Si dans la première partie de son livre, Mathieu Palain tente de restituer de manière quasi biographique la vie de Toumany Coulibaly, Ne t’arrête pas de courir est pourtant moins l’histoire d’un seul homme que celle d’une rencontre. Il y a une certaine forme de violence dans cette amitié naissante. Ils ont beau venir du même endroit, être de la même époque, l’un finit derrière les barreaux, l’autre pas. À mesure que Toumany se dévoile à Mathieu, la question initiale devient de plus en plus obsédante. Pourquoi a-t-il fait tout ça alors qu’il avait tout pour réussir  ? Le cas Toumany pose une question plus grande encore. Qu’est-ce qui détermine le destin d’un homme  ?

«  Sa première incarcération remonte à 2007. On avait dix-neuf ans en 2007. Je veux dire lui et moi, puisqu’on a six mois d’écart. Je marchais chaque matin de mon immeuble jusqu’à la gare de Ris-Orangis et me tapais une heure de RER pour rejoindre la fac, à Paris.  »

Mathieu Palain, Ne t’arrête pas de courir

Les entretiens dans le parloir de la prison s’enchaînent. Toumany se révèle intelligent, pragmatique. De sa famille, composée d’un père, deux mères, et plus d’une quinzaine de frères et sœurs, il est le seul à avoir dévié. La vie n’est pas une route linéaire et il demeure des choses qui ne s’expliquent jamais. Mathieu Palain capte avec justesse les doutes, les hésitations, les humiliations, aussi, parfois. 

Littérature du réel

En lisant ce livre, on se heurte aussi à l’humanité brûlante de Mathieu Palain qui décrit sans jamais juger, qui décèle les peines sans les accuser. Il perçoit les lueurs d’espoir qui brillent dans les yeux des autres, retranscrit et leur redonne une humanité dont parfois on les prive. 

Puisque le concept de son livre consistait à dévoiler la vie de son ami, Mathieu Palain décide de se dévoiler aussi. Parce que la littérature, surtout quand elle parle du réel, ne se fait pas au détriment des autres. Qu’il ne s’agit pas de les vampiriser sans se mettre soi en danger. Disant cela, on a immédiatement une pensée pour Emmanuel Carrère et la polémique autour de Yoga. Ce livre dans lequel il se mettait en scène, toujours à son avantage au détriment de ses proches. Palain, de toute façon, préfère l’écrivaine Florence Aubenas.

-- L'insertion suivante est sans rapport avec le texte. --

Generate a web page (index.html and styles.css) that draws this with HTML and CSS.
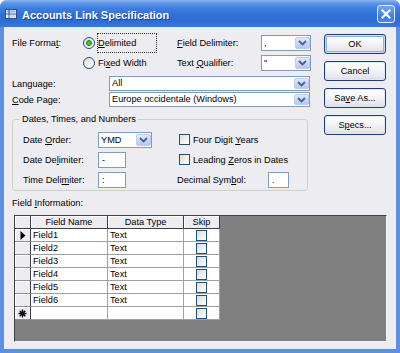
FILE: index.html
```html
<!DOCTYPE html>
<html>
<head>
<meta charset="utf-8">
<link rel="stylesheet" href="styles.css">
</head>
<body>
<div class="window">
  <div class="titlebar">
    <svg class="appicon" width="12" height="10" viewBox="0 0 12 10">
      <rect x="0.5" y="0.5" width="11" height="9" fill="#fff" stroke="#2a4f9a"/>
      <rect x="1.5" y="1.5" width="9" height="2" fill="#8fb0e6"/>
      <line x1="0.5" y1="5" x2="11.5" y2="5" stroke="#2a4f9a"/>
      <line x1="4" y1="0.5" x2="4" y2="9.5" stroke="#2a4f9a"/>
      <rect x="5" y="6" width="5.5" height="2.5" fill="#c8d8f4"/>
    </svg>
    <span class="title">Accounts Link Specification</span>
    <div class="close">
      <svg width="16" height="16" viewBox="0 0 16 16"><path d="M4.5 4.5 L11.5 11.5 M11.5 4.5 L4.5 11.5" stroke="#fff" stroke-width="2.2" stroke-linecap="square"/></svg>
    </div>
  </div>
  <div class="client">
    <div class="top">
      <div class="form">
        <div class="fmt">
          <span class="lbl">File Forma<u>t</u>:</span>
          <div class="radio-item"><span class="radio on"></span><span class="rlabel focus"><u>D</u>elimited</span></div>
          <span class="lbl"><u>F</u>ield Delimiter:</span>
          <div class="combo"><span class="val">,</span><span class="drop"><svg width="9" height="6" viewBox="0 0 9 6"><path d="M1 1 L4.5 4.5 L8 1" fill="none" stroke="#4d6185" stroke-width="1.8"/></svg></span></div>
          <span></span>
          <div class="radio-item"><span class="radio"></span><span class="rlabel">Fi<u>x</u>ed Width</span></div>
          <span class="lbl">Text <u>Q</u>ualifier:</span>
          <div class="combo"><span class="val">"</span><span class="drop"><svg width="9" height="6" viewBox="0 0 9 6"><path d="M1 1 L4.5 4.5 L8 1" fill="none" stroke="#4d6185" stroke-width="1.8"/></svg></span></div>
        </div>
        <div class="row lang">
          <span class="lbl rowlbl">Language:</span>
          <div class="combo wide"><span class="val">All</span><span class="drop"><svg width="9" height="6" viewBox="0 0 9 6"><path d="M1 1 L4.5 4.5 L8 1" fill="none" stroke="#4d6185" stroke-width="1.8"/></svg></span></div>
        </div>
        <div class="row code">
          <span class="lbl rowlbl"><u>C</u>ode Page:</span>
          <div class="combo wide"><span class="val">Europe occidentale (Windows)</span><span class="drop"><svg width="9" height="6" viewBox="0 0 9 6"><path d="M1 1 L4.5 4.5 L8 1" fill="none" stroke="#4d6185" stroke-width="1.8"/></svg></span></div>
        </div>
        <fieldset class="group">
          <legend>Dates, Times, and Numbers</legend>
          <div class="ggrid">
            <span class="lbl">Date <u>O</u>rder:</span>
            <div class="combo order"><span class="val">YMD</span><span class="drop"><svg width="9" height="6" viewBox="0 0 9 6"><path d="M1 1 L4.5 4.5 L8 1" fill="none" stroke="#4d6185" stroke-width="1.8"/></svg></span></div>
            <div class="right"><span class="check"></span><span>Four Digit <u>Y</u>ears</span></div>
            <span class="lbl">Date De<u>l</u>imiter:</span>
            <div class="text small"><span class="val">-</span></div>
            <div class="right"><span class="check"></span><span>Leading <u>Z</u>eros in Dates</span></div>
            <span class="lbl">Time Deli<u>m</u>iter:</span>
            <div class="text small"><span class="val">:</span></div>
            <div class="right dec"><span class="declbl">Decimal Sym<u>b</u>ol:</span><div class="text tiny"><span class="val">.</span></div></div>
          </div>
        </fieldset>
      </div>
      <div class="buttons">
        <div class="btn default">OK</div>
        <div class="btn">Cancel</div>
        <div class="btn">Sa<u>v</u>e As...</div>
        <div class="btn">S<u>p</u>ecs...</div>
      </div>
    </div>
    <div class="filabel">Field <u>I</u>nformation:</div>
    <div class="grid">
      <table>
        <colgroup><col class="c0"><col class="c1"><col class="c2"><col class="c3"></colgroup>
        <thead>
          <tr><th class="sel"></th><th>Field Name</th><th>Data Type</th><th>Skip</th></tr>
        </thead>
        <tbody>
          <tr><td class="sel"><svg width="6" height="9" viewBox="0 0 6 9"><path d="M0.5 0 L5.5 4.5 L0.5 9 Z" fill="#000"/></svg></td><td>Field1</td><td>Text</td><td class="sk"><span class="check"></span></td></tr>
          <tr><td class="sel"></td><td>Field2</td><td>Text</td><td class="sk"><span class="check"></span></td></tr>
          <tr><td class="sel"></td><td>Field3</td><td>Text</td><td class="sk"><span class="check"></span></td></tr>
          <tr><td class="sel"></td><td>Field4</td><td>Text</td><td class="sk"><span class="check"></span></td></tr>
          <tr><td class="sel"></td><td>Field5</td><td>Text</td><td class="sk"><span class="check"></span></td></tr>
          <tr><td class="sel"></td><td>Field6</td><td>Text</td><td class="sk"><span class="check"></span></td></tr>
          <tr><td class="sel"><svg width="9" height="9" viewBox="0 0 9 9"><path d="M4.5 0.5 V8.5 M0.5 4.5 H8.5 M1.7 1.7 L7.3 7.3 M7.3 1.7 L1.7 7.3" stroke="#000" stroke-width="1.4"/></svg></td><td></td><td></td><td class="sk"><span class="check"></span></td></tr>
        </tbody>
      </table>
    </div>
  </div>
</div>
</body>
</html>
```

FILE: styles.css
```css
html, body {
  margin: 0;
  padding: 0;
  background: #ffffff;
}
body {
  font-family: "Liberation Sans", Arial, sans-serif;
  font-size: 9.2px;
  line-height: 12px;
  color: #000;
}
u { text-decoration: underline; text-underline-offset: 1px; }

.window {
  width: 400px;
  height: 353px;
  background: #5d90e0;
  border-radius: 7px 7px 0 0;
  display: flex;
  flex-direction: column;
  overflow: hidden;
}
.titlebar {
  height: 27px;
  flex: none;
  display: flex;
  align-items: center;
  padding-left: 5px;
  box-sizing: border-box;
  background: linear-gradient(to bottom, #8db6f0 0px, #5f97e6 3px, #3f7fdf 8px, #3173d8 14px, #2d6dd3 21px, #3a78d9 27px);
}
.appicon { flex: none; margin-top: 1px; }
.title {
  margin-left: 5px;
  font-weight: bold;
  font-size: 11px;
  color: #fff;
  text-shadow: 1px 1px 0 #1a3f8c;
  padding-top: 2px;
  flex: 1;
}
.close {
  width: 18px;
  height: 18px;
  box-sizing: border-box;
  margin-right: 5px;
  border: 1px solid #e6eefb;
  border-radius: 3px;
  background: linear-gradient(to bottom, #74a4ef, #3e7add 70%, #4d86e2);
  display: flex;
  align-items: center;
  justify-content: center;
}

.client {
  flex: 1;
  margin: 0 4px 4px 4px;
  background: #edecf1;
  padding: 6px 0 7px 8px;
  display: flex;
  flex-direction: column;
}
.top { display: flex; align-items: flex-start; }
.form { width: 299px; flex: none; }

.fmt {
  display: grid;
  grid-template-columns: 71px 94px 84px 50px;
  grid-template-rows: 20px 19px;
  align-items: center;
}
.lbl { white-space: nowrap; }
.radio-item { display: flex; align-items: center; height: 100%; }
.radio {
  width: 12px;
  height: 12px;
  flex: none;
  box-sizing: border-box;
  border-radius: 50%;
  border: 1px solid #1c5180;
  background: linear-gradient(135deg, #dcdcd7 0%, #f2f2ef 60%, #ffffff 100%);
}
.radio.on {
  background: radial-gradient(circle, #5fd85f 0, #27a827 2px, #1f9a1f 2.6px, transparent 3.2px),
              linear-gradient(135deg, #dcdcd7 0%, #f2f2ef 60%, #ffffff 100%);
}
.rlabel {
  margin-left: 2px;
  width: 60px;
  height: 20px;
  box-sizing: border-box;
  border: 1px solid transparent;
  display: flex;
  align-items: center;
  white-space: nowrap;
}
.rlabel.focus { border: 1px dotted #333; }

.combo {
  height: 16px;
  box-sizing: border-box;
  border: 1px solid #7f9db9;
  background: #fff;
  display: flex;
}
.val {
  flex: 1;
  padding-left: 2px;
  line-height: 14px;
  white-space: nowrap;
  overflow: hidden;
}
.drop {
  width: 15px;
  flex: none;
  margin: 1px 0;
  box-sizing: border-box;
  border: 1px solid #bccbf0;
  border-radius: 2px;
  background: linear-gradient(to bottom, #e1eafe 0%, #c9d8fa 50%, #b4c8f5 100%);
  display: flex;
  align-items: center;
  justify-content: center;
}

.row { display: flex; align-items: center; height: 15px; }
.row.lang { margin-top: 4px; }
.row.code { margin-top: 1px; }
.rowlbl { width: 97px; flex: none; }
.combo.wide { width: 201px; height: 15px; }
.combo.wide .val { line-height: 13px; }

.group {
  margin: 6px 0 0 0;
  width: 296px;
  box-sizing: border-box;
  border: 1px solid #d0d0bf;
  border-radius: 3px;
  padding: 6px 0 2px 0;
  min-width: 0;
}
.group legend {
  margin-left: 7px;
  padding: 0 2px;
  line-height: 12px;
}
.ggrid {
  margin-left: 10px;
  display: grid;
  grid-template-columns: 75px 54px 1fr;
  grid-template-rows: 17px 17px 17px;
  row-gap: 3px;
  align-items: center;
}
.combo.order { width: 54px; }
.text {
  height: 16px;
  box-sizing: border-box;
  border: 1px solid #7f9db9;
  background: #fff;
  display: flex;
}
.text .val { padding-left: 3px; }
.text.small { width: 28px; }
.text.tiny { width: 21px; }
.right {
  padding-left: 27px;
  display: flex;
  align-items: center;
  gap: 3px;
  white-space: nowrap;
}
.right.dec { padding-left: 25px; gap: 0; }
.declbl { width: 91px; flex: none; }
.check {
  display: inline-block;
  width: 11px;
  height: 11px;
  box-sizing: border-box;
  border: 1px solid #1c5180;
  background: linear-gradient(135deg, #dcdcd7 0%, #f0f0ec 55%, #ffffff 100%);
  flex: none;
}

.buttons {
  margin-left: 13px;
  margin-top: 1px;
  display: flex;
  flex-direction: column;
  gap: 7px;
}
.btn {
  width: 62px;
  height: 20px;
  box-sizing: border-box;
  border: 1px solid #1f3f7a;
  border-radius: 3px;
  background: linear-gradient(to bottom, #ffffff 0%, #f5f5f7 45%, #e6e6ec 85%, #d6d6de 100%);
  box-shadow: inset 0 0 0 1px #dfe6f6;
  display: flex;
  align-items: center;
  justify-content: center;
  white-space: nowrap;
}
.btn.default {
  box-shadow: inset 0 0 0 1px #cadcf8, inset 0 0 0 2px #8db2ea;
}

.filabel { margin-top: 6px; line-height: 12px; }
.grid {
  margin-top: 6px;
  margin-left: 2px;
  width: 373px;
  height: 127px;
  box-sizing: border-box;
  border: 1px solid;
  border-color: #404040 #f8f8f8 #f8f8f8 #404040;
  background: #808080;
  overflow: hidden;
}
table {
  border-collapse: separate;
  border-spacing: 0;
  table-layout: fixed;
  width: 205px;
}
col.c0 { width: 16px; }
col.c1 { width: 77px; }
col.c2 { width: 76px; }
col.c3 { width: 36px; }
th, td {
  padding: 0;
  line-height: 12px;
  height: 12px;
  font-weight: normal;
  white-space: nowrap;
  overflow: hidden;
}
th {
  background: #edecf1;
  border-right: 1px solid #404040;
  border-bottom: 1px solid #404040;
  box-shadow: inset 1px 1px 0 #ffffff;
  text-align: center;
}
td {
  background: #fff;
  border-right: 1px solid #a0a0a0;
  border-bottom: 1px solid #a0a0a0;
  padding-left: 2px;
}
td.sel, th.sel {
  background: #edecf1;
  border-right: 1px solid #404040;
  border-bottom: 1px solid #909090;
  box-shadow: inset 1px 1px 0 #ffffff;
  text-align: center;
  padding-left: 0;
}
th.sel { border-bottom: 1px solid #404040; }
td.sel svg { display: inline-block; vertical-align: middle; }
td.sk { text-align: center; padding-left: 0; }
td.sk .check { vertical-align: middle; }
```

«  Je ne savais plus quoi penser. J’avais les premières phrases du livre de Janet Malcolm, Le Journaliste et l’Assassin, qui me frappaient la tête comme un boomerang  : «  Le journaliste qui n’est ni trop bête ni trop imbu de lui-même pour regarder les choses en face et le sait bien. (…)  » Je n’avais envie d’être aucun d’entre eux.  » 

Mathieu Palain, Ne t’arrête pas de courir

Dans Ne t’arrête pas de courir, il n’est pas question de se mettre en avant. La vie de Mathieu Palain – en liberté – est un miroir de celle de Toumany, qui ne sort que rarement de prison. L’occasion aussi de questionner notre méconnaissance française du système carcéral et de se demander, à rebours de toute forme d’actualité  : que devient-on une fois que l’on a passé une grande partie de sa vie en prison  ? Quelle vie pour après  ? Si la littérature consiste à voir à travers les yeux de l’autre, pas de doute que ces yeux-là nous font le plus grand bien. 

Ne t’arrête pas de courir de Mathieu Palain, éditions de L’Iconoclaste, 19 euros.